Impression management theory holds that managers use reports to convey selective information and in a manner that benefits the organisation and themselves, even if not necessarily to the benefit of stakeholders (Allee & DeAngelis, 2015; Arena et al., 2015; Asay et al., 2018b; Bozzolan et al., 2015; Cho, Roberts & Patten, 2010; Martins et al., 2019; Leung et al., 2015; Sydserff & Weetman, 2002; Yuthas et al., 2002). As Cho et al. (2010, p. 432) state, "[...] the more firm performance differs from a desired benchmark, the more management is motivated to manage impressions, and the more likely it is that narrative disclosure will be affected by a self-serving bias."

This self-serving bias (Leung et al., 2015), expressed through impression management tactics in earnings press releases, is rewarded by, for example, equity shares (Arslan-Ayaydin, Boudt & Thewissen, 2016), which managers can receive if the company that they manage is thought to perform well.
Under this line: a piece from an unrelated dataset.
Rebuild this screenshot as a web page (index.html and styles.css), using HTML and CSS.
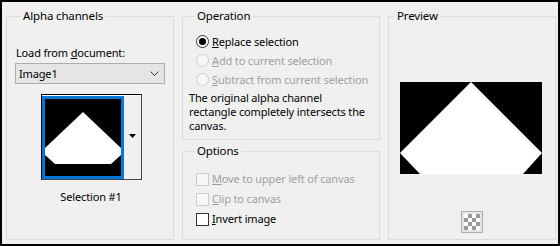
FILE: index.html
```html
<!DOCTYPE html>
<html>
<head>
<meta charset="utf-8">
<link rel="stylesheet" href="styles.css">
</head>
<body>
<div class="dialog">
  <fieldset class="group g-alpha">
    <legend>Alpha channels</legend>
    <div class="label">Load from <u>d</u>ocument:</div>
    <div class="combo"><span>Image1</span>
      <svg class="chev" width="9" height="5" viewBox="0 0 9 5"><path d="M0.5 0.5 L4.5 4.5 L8.5 0.5" fill="none" stroke="#333" stroke-width="1"/></svg>
    </div>
    <div class="thumbwrap">
      <div class="thumb">
        <div class="thumb-sel">
          <svg width="76" height="77" viewBox="0 0 76 77"><rect width="76" height="77" fill="#000"/><polygon points="38,13 0,49 0,56 10,65 66,65 76,56 76,49" fill="#fff"/></svg>
        </div>
        <div class="thumb-drop"><svg width="7" height="4" viewBox="0 0 7 4"><polygon points="0,0 7,0 3.5,4" fill="#000"/></svg></div>
      </div>
    </div>
    <div class="caption">Selection #1</div>
  </fieldset>

  <div class="mid">
    <fieldset class="group g-op">
      <legend>Operation</legend>
      <div class="row"><span class="radio on"></span><span><u>R</u>eplace selection</span></div>
      <div class="row dis"><span class="radio"></span><span><u>A</u>dd to current selection</span></div>
      <div class="row dis"><span class="radio"></span><span><u>S</u>ubtract from current selection</span></div>
      <p class="desc">The original alpha channel<br>rectangle completely intersects the<br>canvas.</p>
    </fieldset>
    <fieldset class="group g-opts">
      <legend>Options</legend>
      <div class="row crow dis first"><span class="check"></span><span><u>M</u>ove to upper left of canvas</span></div>
      <div class="row crow dis"><span class="check"></span><span><u>C</u>lip to canvas</span></div>
      <div class="row crow"><span class="check on"></span><span><u>I</u>nvert image</span></div>
    </fieldset>
  </div>

  <fieldset class="group g-prev">
    <legend>Preview</legend>
    <div class="prev-img">
      <svg width="142" height="92" viewBox="0 0 142 92"><rect width="142" height="92" fill="#000"/><polygon points="71,0 0,71 20,92 123,92 142,71" fill="#fff"/></svg>
    </div>
    <div class="checker-btn"><span class="checker"></span></div>
  </fieldset>
</div>
</body>
</html>
```
FILE: styles.css
```css
* { box-sizing: border-box; }
html, body { margin: 0; padding: 0; }
body {
  font-family: "Noto Sans", "Open Sans", sans-serif;
  font-size: 11px;
  letter-spacing: -0.15px;
  color: #000;
  background: #f0f0f0;
}
.dialog {
  width: 560px;
  height: 246px;
  border: 2px solid #000;
  background: #f0f0f0;
  display: flex;
  gap: 8px;
  padding: 6px 2px 4px 4px;
}
.group {
  margin: 0;
  border: 1px solid #dcdcdc;
  padding: 0;
  min-width: 0;
  line-height: 16px;
}
.group legend {
  margin-left: 5px;
  padding: 0 3px;
  line-height: 16px;
  font-size: 11.5px;
}
u { text-decoration: underline; text-underline-offset: 1px; }

/* left group */
.g-alpha {
  width: 168px;
  padding: 0 8px;
  display: flex;
  flex-direction: column;
}
.label { margin-top: 21px; padding-left: 1px; }
.combo {
  margin-top: 2px;
  height: 21px;
  border: 1px solid #adadad;
  background: #e5e5e5;
  display: flex;
  align-items: center;
  justify-content: space-between;
  padding: 0 5px 0 3px;
}
.thumbwrap { display: flex; justify-content: center; margin-top: 10px; padding-left: 2px; }
.thumb {
  width: 101px;
  height: 86px;
  border: 1px solid #000;
  border-right-color: #444;
  border-bottom-color: #444;
  padding-top: 1px;
  display: flex;
  background: #f8f8f8;
}
.thumb-sel {
  width: 82px;
  height: 83px;
  border: 3px solid #0078d7;
  display: flex;
}
.thumb-sel svg { display: block; }
.thumb-drop {
  flex: 1;
  display: flex;
  align-items: center;
  justify-content: center;
  background: #f0f0f0;
  padding-bottom: 4px;
}
.caption { text-align: center; margin-top: 9px; padding-left: 2px; }

/* middle */
.mid {
  width: 198px;
  display: flex;
  flex-direction: column;
  gap: 3px;
}
.g-op { height: 132px; padding: 0 6px; }
.g-opts { flex: 1; padding: 0 6px; }
.row {
  height: 19px;
  display: flex;
  align-items: center;
  gap: 3px;
  padding-left: 7px;
  white-space: nowrap;
}
.g-op .row:first-of-type { margin-top: 8px; }
.dis { color: #a0a0a0; }
.radio {
  width: 13px;
  height: 13px;
  border-radius: 50%;
  border: 1px solid #cccccc;
  background: #f7f7f7;
  flex: none;
  display: flex;
  align-items: center;
  justify-content: center;
}
.radio.on { border-color: #333; background: #fff; }
.radio.on::after {
  content: "";
  width: 7px;
  height: 7px;
  border-radius: 50%;
  background: #000;
}
.desc { margin: 2px 0 0 0; line-height: 14px; white-space: nowrap; }
.crow { height: 20px; }
.crow.first { margin-top: 10px; }
.check {
  width: 13px;
  height: 13px;
  border: 1px solid #cccccc;
  background: #f7f7f7;
  flex: none;
}
.check.on { border-color: #333; background: #fff; }

/* preview */
.g-prev {
  width: 168px;
  display: flex;
  flex-direction: column;
  align-items: center;
}
.prev-img { margin-top: 58px; margin-right: 3px; }
.prev-img svg { display: block; }
.checker-btn {
  margin-top: 37px;
  width: 22px;
  height: 22px;
  border: 1px solid #adadad;
  background: #e5e5e5;
  display: flex;
  align-items: center;
  justify-content: center;
}
.checker {
  width: 16px;
  height: 16px;
  background: repeating-conic-gradient(#9a9a9a 0 25%, #ffffff 0 50%) 0 0 / 8px 8px;
}
```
Managers also attempt to influence analysts when management issues earnings guidance (for next period's earnings target), and subsequently in press releases and conference calls with analysts, when actual results are announced and discussed in relation to prior guidance and targets (Washburn & Bromiley, 2014).
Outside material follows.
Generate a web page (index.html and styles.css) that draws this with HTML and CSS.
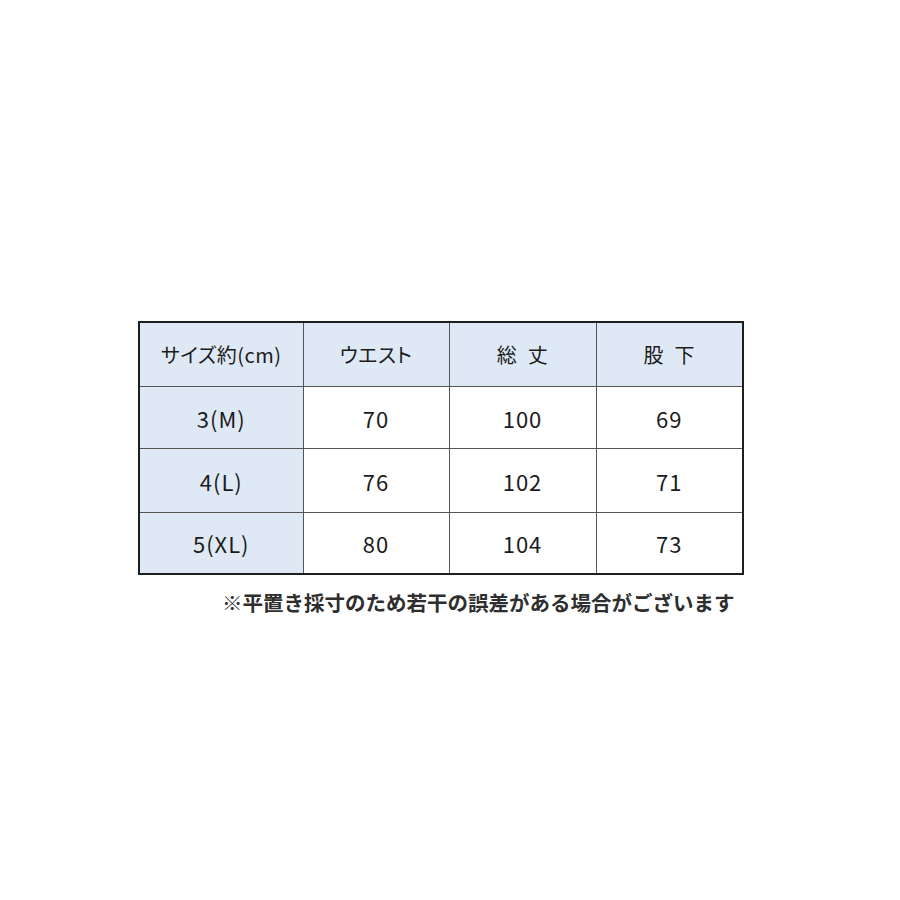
FILE: index.html
```html
<!DOCTYPE html>
<html lang="ja">
<head>
<meta charset="utf-8">
<link rel="stylesheet" href="styles.css">
</head>
<body>
<div class="page">
  <table class="size-table">
    <colgroup>
      <col class="c1"><col class="c2"><col class="c3"><col class="c4">
    </colgroup>
    <thead>
      <tr>
        <th>サイズ約(cm)</th>
        <th>ウエスト</th>
        <th>総&ensp;丈</th>
        <th>股&ensp;下</th>
      </tr>
    </thead>
    <tbody>
      <tr class="r1"><th>3(M)</th><td>70</td><td>100</td><td>69</td></tr>
      <tr class="r2"><th>4(L)</th><td>76</td><td>102</td><td>71</td></tr>
      <tr class="r3"><th>5(XL)</th><td>80</td><td>104</td><td>73</td></tr>
    </tbody>
  </table>
  <p class="note">※平置き採寸のため若干の誤差がある場合がございます</p>
</div>
</body>
</html>
```
FILE: styles.css
```css
html, body {
  margin: 0;
  padding: 0;
  background: #ffffff;
}
body {
  font-family: "Noto Sans CJK JP", "Noto Sans", sans-serif;
  color: #1c1c1c;
}
.page {
  padding-top: 321px;
  padding-left: 138px;
}
.size-table {
  border-collapse: collapse;
  border: 2px solid #1e1e1e;
  width: 606px;
  table-layout: fixed;
}
.c1 { width: 164px; }
.c2 { width: 146px; }
.c3 { width: 147px; }
.c4 { width: 147px; }
.size-table th,
.size-table td {
  border: 1px solid #555;
  text-align: center;
  vertical-align: middle;
  padding: 0;
  font-weight: 400;
  line-height: 1;
}
.size-table thead th {
  background: #dfe9f5;
  height: 63px;
  font-size: 20px;
  font-feature-settings: "palt";
  letter-spacing: 0.5px;
}
.size-table tbody th {
  background: #dfe9f5;
  font-size: 22px;
  letter-spacing: 1px;
}
.size-table tbody td {
  font-size: 22px;
  letter-spacing: 1px;
}
.r1 th, .r1 td { height: 61px; }
.r2 th, .r2 td { height: 63px; }
.r3 th, .r3 td { height: 60px; }
.note {
  margin: 17px 0 0 84px;
  font-size: 20.5px;
  line-height: 1;
  font-weight: 700;
  color: #2e2e2e;
  letter-spacing: 0;
}
```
Yakis-Douglas et al. (2014) find that managers communicate more to manage market perceptions of merger and acquisition deal announcements, the successful outcome of which will reflect well on the manager. Older CEOs and those with a longer tenure at a company have been found to provide less forward-looking information and to be less optimistic in their quarterly earnings conference calls, indicating that security of tenure plays a role in the communication style of CEOs (Bochkay, Chy-chyla & Nanda, 2019). Another impression management tactic is obfuscation, where messages are manipulated or made overly complicated, and certain pieces of information are concealed or omitted through minimal narrative disclosure (Arena et al., 2015; Asay et al., 2018b; Ben-Amar & Belgacem, 2018; Bonsall & Miller, 2017; Cho et al., 2010; Goel et al., 2010; Leung et al., 2015; Melloni et al., 2017). This contrasts with calls by users for clear and concise disclosure stretching back as far as the 1960s (Lawrence, 2013). To this end, the US Securities and Exchange Commission (SEC) in 1998 published A Plain English Handbook.: How to Create Clear SEC Disclosure Documents, asking companies to use clearly understandable language in their narrative disclosures (SEC, 1998). In South Africa, the Institute of Directors in Southern Africa has requested the same (IoDSA, 2009) from South African corporate report preparers as part of IoDSA's integrated reporting and governance reforms embedded in the various King Codes on Corporate Governance.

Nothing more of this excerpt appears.